The commission now works regionally with other local communities in addressing racial conflicts, she added.
Haynes said her challenge is to make people realize that they have more in common than they have differences while offering the platform for them to be heard and treated fairly.
“This is something we should be living and prophesying daily,” she said. “We need to live it.
“Our challenge is–and I’ll quote Rodney King–`Why can’t we all get along?'”
– – –
The Human Relations Commission of Evanston is seeking residents interested in serving on its governing board. There will be two vacancies, in September and October, both for three-year terms.
Human Relations Commission
The facts
Address: 2100 Ridge Ave., Suite 1500, Evanston
Phone: 847-866-2920
Hours: 8:30 a.m. to 5 p.m., Monday through Friday
Home visits: Available for the elderly and disabled
Meetings: 7:30 p.m. the fourth Wednesday of each month, generally at the Evanston Civic Center, 2100 Ridge Ave.

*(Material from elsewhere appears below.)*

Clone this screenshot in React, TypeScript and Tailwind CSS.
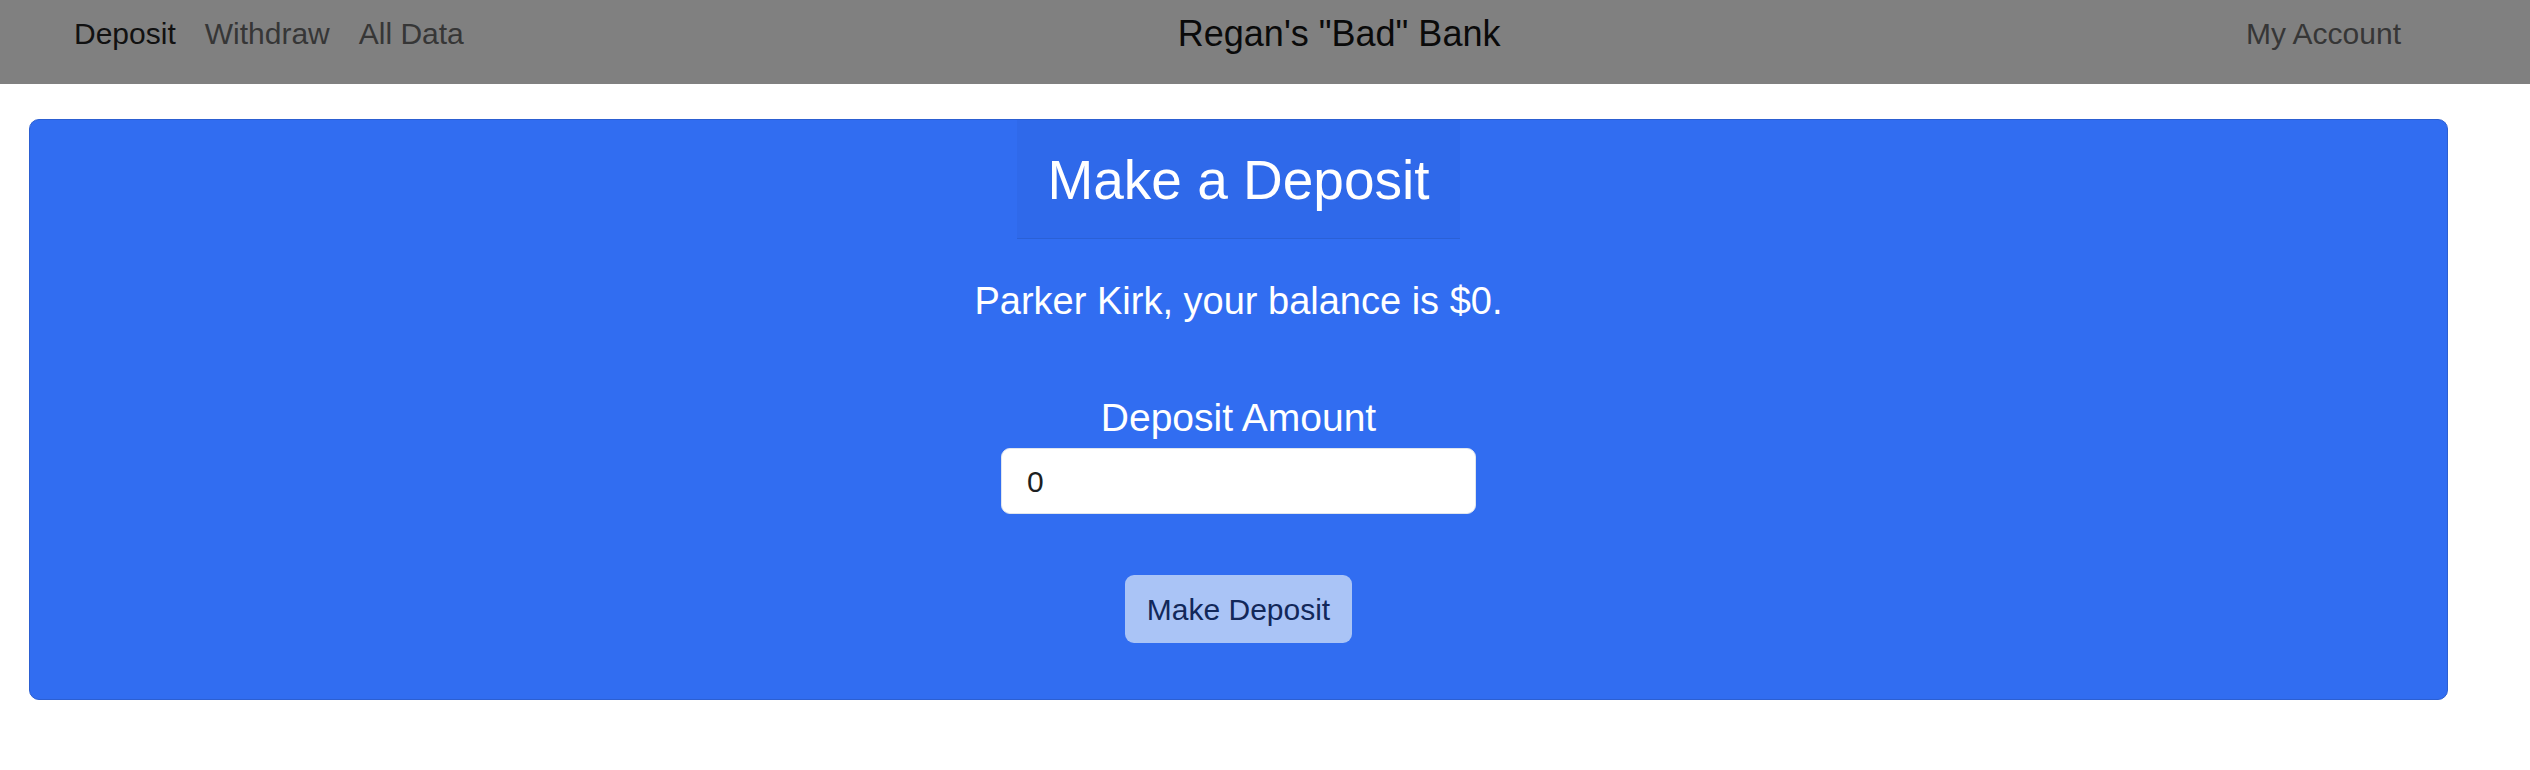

All meetings are open to the public.
Web site: www.cityofevanston.gov
Annual events
– Community picnic. This year, the picnic will be held from noon to 5 p.m. Aug. 26 at the civic center.
– Summer Youth Employment Program, which the commission administers. Each April, the commission solicits 900 Evanston businesses for summer employment positions for teens and holds a job fair. Last year, the fair attracted more than 600 youths, and the program provided summer jobs for 180 14- to 18-year-olds in community cleanup, theater, the arts, computers and with the city.